SAW steel pipes have high welding heat input and a large volume of weld metal, leading to relatively concentrated residual stress after welding. Although improvements can be made through heat treatment or process control, the uniformity of stress distribution is generally not as good as that of ERW steel pipes.

From the perspective of overall mechanical properties, both qualified ERW and SAW steel pipes can meet engineering requirements when complying with the same standards. However, ERW steel pipes have certain advantages in post-processing and maintenance.

If local weld defects are found during the manufacturing of ERW steel pipes, they can be corrected through repair or local treatment; in contrast, if severe defects occur in the weld or welding zone of SAW steel pipes, repair is difficult and may even affect the service safety of the entire pipe.

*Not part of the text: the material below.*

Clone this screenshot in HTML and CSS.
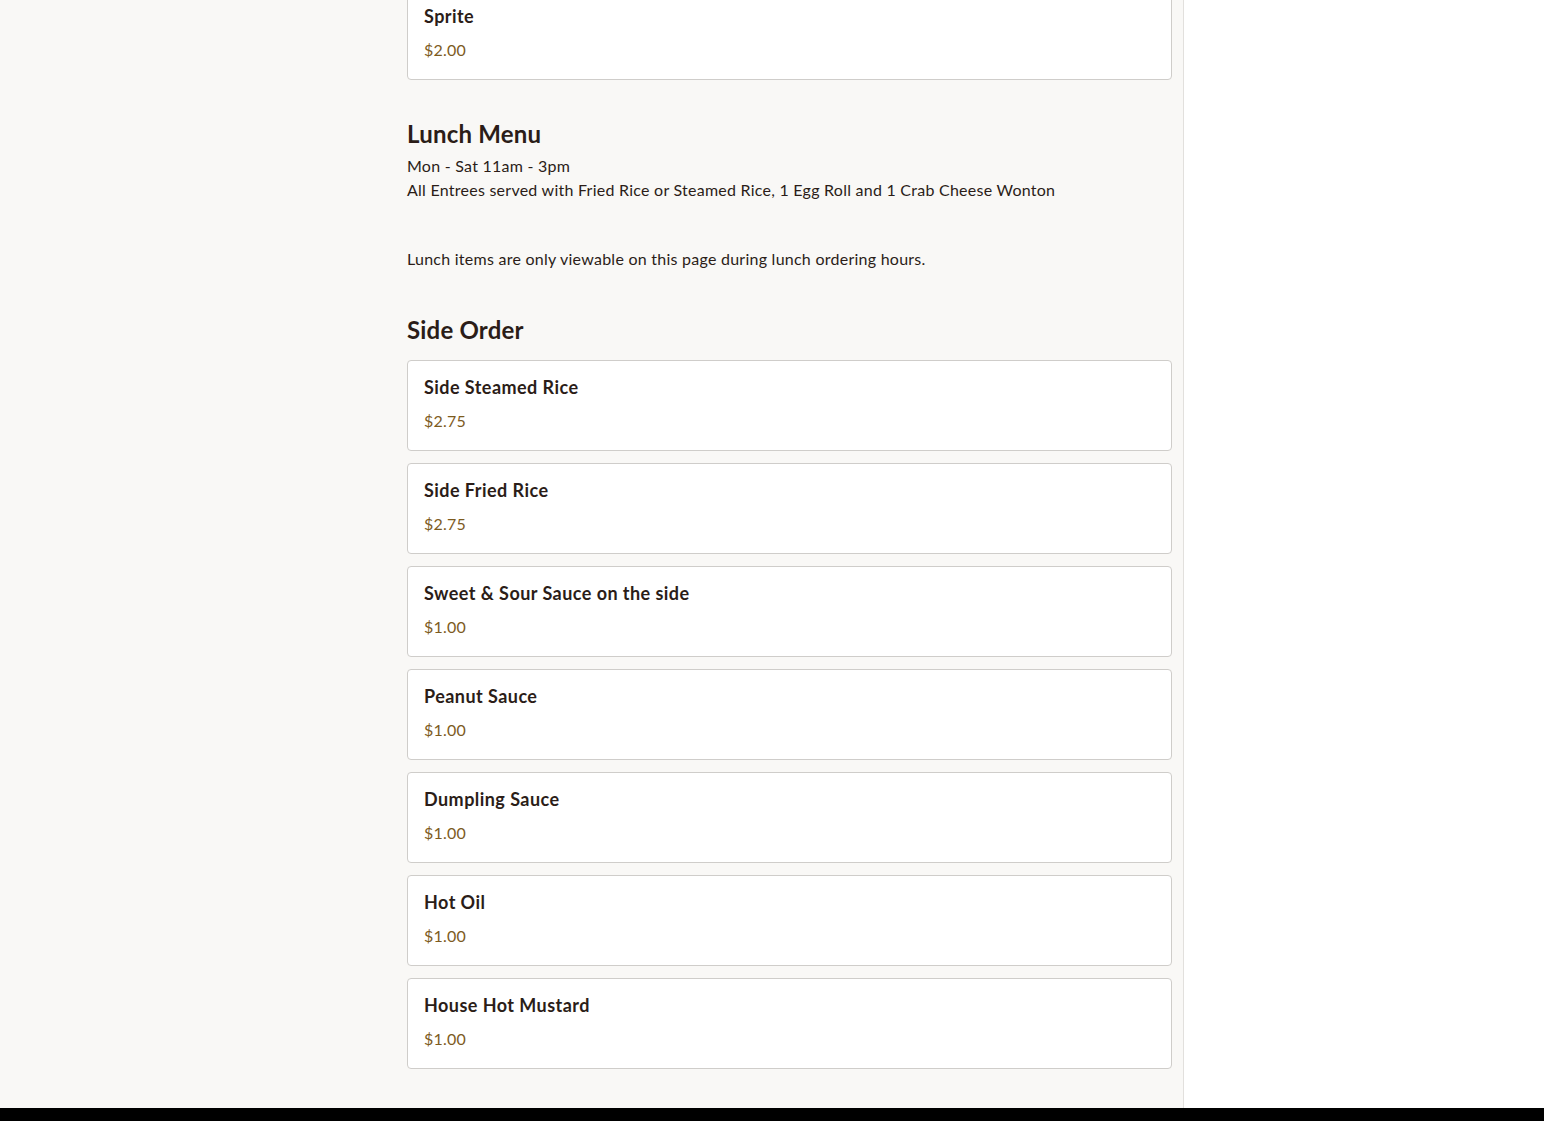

ERW steel pipes are more suitable for small and medium-diameter engineering projects requiring high appearance quality and dimensional accuracy, such as urban pipe networks, general industrial pipelines, and structural pipes.

With their deep weld penetration and strong load-bearing capacity, SAW steel pipes are more suitable for large-diameter, thick-walled, and high-strength engineering projects, such as long-distance oil and gas transmission pipelines, large-scale water conservancy projects, and certain key structural projects.

SAW steel pipes and ERW steel pipes have their own focuses in terms of manufacturing processes, weld seam profile, inspection characteristics, and engineering adaptability, and there is no absolute superiority or inferiority. The key to engineering material selection lies in comprehensive judgment based on specific operating conditions, diameter range, pressure level, and quality requirements.

In-depth understanding of the technical characteristics of these two types of steel pipes helps make more reasonable, economical, and safe material choices in practical projects, thereby ensuring the long-term stable operation of the project.